Comment by zut alors! — October 8, 2018 @ 3:47 pm
@zut–Note that I very specifically said the Americans had not learned from the French and British experience. Pershing’s doctrine was virtually indistinguishable from that of the French in 1914, at the Battle of the Frontiers, despite the disastrous outcome of that battle, and the manhy that followed. (There was a typo in the post–I wrote 1915 rather than 1914.) And even the Allied learning was slow–spring 1917 saw the Nivelle Offensive (which again was based on a belief in the offensive and movement), and the summer-fall saw Pascendaele. It is true that many French officers recoiled at Nivelle’s folly. But it happened nonetheless. And the horror of Pascendaele was preceded by relatively sophisticated (but limited) operations like Vimy Ridge.

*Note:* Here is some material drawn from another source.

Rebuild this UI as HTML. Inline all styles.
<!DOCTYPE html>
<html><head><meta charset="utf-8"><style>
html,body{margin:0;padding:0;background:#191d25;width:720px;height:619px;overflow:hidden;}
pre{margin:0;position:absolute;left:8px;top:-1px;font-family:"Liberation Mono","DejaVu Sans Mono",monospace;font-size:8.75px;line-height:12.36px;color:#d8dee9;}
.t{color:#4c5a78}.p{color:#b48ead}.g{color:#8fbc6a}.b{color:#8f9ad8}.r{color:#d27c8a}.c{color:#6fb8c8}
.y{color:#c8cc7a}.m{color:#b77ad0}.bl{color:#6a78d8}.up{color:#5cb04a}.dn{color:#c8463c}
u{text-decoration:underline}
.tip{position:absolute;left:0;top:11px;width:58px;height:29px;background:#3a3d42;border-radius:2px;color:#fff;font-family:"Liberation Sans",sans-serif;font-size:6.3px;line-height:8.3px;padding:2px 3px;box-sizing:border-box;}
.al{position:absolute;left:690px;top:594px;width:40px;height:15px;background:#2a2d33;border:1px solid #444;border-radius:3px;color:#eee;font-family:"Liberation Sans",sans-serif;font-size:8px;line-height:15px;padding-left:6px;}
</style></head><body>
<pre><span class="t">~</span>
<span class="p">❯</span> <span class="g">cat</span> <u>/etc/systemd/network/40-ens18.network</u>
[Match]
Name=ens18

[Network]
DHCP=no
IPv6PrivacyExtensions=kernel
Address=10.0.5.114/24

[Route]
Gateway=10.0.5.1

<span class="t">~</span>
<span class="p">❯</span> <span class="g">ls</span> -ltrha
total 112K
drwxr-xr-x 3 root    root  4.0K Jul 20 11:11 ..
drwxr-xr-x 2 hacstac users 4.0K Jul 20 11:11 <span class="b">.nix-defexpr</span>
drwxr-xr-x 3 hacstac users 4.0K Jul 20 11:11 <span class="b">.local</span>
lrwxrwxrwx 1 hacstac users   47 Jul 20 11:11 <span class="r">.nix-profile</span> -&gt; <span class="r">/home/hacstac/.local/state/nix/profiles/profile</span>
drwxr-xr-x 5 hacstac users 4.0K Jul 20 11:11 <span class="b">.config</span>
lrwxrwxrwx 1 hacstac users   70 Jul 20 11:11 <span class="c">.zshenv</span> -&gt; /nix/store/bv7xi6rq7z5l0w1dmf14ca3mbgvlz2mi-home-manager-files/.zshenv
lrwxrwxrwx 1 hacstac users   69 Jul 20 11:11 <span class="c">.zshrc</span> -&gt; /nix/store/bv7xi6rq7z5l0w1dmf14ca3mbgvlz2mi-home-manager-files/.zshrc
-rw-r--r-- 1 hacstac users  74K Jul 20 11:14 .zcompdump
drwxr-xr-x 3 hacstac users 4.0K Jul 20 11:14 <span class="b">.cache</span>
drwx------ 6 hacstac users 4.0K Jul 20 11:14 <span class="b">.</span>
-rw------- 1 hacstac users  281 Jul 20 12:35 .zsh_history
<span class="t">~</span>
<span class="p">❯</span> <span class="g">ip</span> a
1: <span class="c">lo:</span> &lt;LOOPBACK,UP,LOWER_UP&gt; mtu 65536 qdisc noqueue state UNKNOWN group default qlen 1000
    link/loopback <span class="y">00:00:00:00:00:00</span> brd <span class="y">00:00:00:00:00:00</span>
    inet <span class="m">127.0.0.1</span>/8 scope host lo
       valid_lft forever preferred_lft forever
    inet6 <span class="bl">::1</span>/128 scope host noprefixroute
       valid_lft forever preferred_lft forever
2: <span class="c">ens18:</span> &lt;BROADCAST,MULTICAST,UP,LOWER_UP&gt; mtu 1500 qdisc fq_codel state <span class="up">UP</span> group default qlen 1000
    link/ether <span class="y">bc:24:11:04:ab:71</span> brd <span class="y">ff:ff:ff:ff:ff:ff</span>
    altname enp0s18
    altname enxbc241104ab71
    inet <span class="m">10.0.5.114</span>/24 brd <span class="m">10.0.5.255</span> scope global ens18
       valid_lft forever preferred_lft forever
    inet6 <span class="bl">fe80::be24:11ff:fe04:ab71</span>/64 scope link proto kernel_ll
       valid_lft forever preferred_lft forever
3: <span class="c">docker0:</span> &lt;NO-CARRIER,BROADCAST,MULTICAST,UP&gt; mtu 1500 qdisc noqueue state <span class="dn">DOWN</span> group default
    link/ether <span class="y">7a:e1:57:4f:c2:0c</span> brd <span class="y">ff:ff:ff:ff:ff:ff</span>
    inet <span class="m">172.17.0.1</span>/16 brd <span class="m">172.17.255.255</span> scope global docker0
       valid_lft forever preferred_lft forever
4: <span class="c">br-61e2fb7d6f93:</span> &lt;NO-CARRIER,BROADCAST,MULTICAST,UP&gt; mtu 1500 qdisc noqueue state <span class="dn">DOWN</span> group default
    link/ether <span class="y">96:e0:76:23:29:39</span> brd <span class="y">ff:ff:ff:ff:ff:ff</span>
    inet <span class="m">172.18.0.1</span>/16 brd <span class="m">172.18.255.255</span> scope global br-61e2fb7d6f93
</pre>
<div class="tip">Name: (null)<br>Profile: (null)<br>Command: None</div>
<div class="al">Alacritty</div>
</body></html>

Cambrai in November, 1917 did represent a doctrinal revolution that was the basis of the summer-fall 1918 British and French operations.
But again, that really didn’t penetrate the consciousness of the American high command.
To give Pershing credit, the bloody failure of the first phase of Meuse-Argonne did lead him to revise drastically the American approach. That was accompanied by tactical learning by the Americans at the pointy end.
BTW, I am reading a book called Betrayal at Little Gibraltar, which is a shocking (and very well-written) account of the appalling conduct of an American corps commander at Montfaucon. I highly recommend it. I next plan to delve into the dueling books on the site of the York fight, and the Lengel’s new book on the Lost Battalion.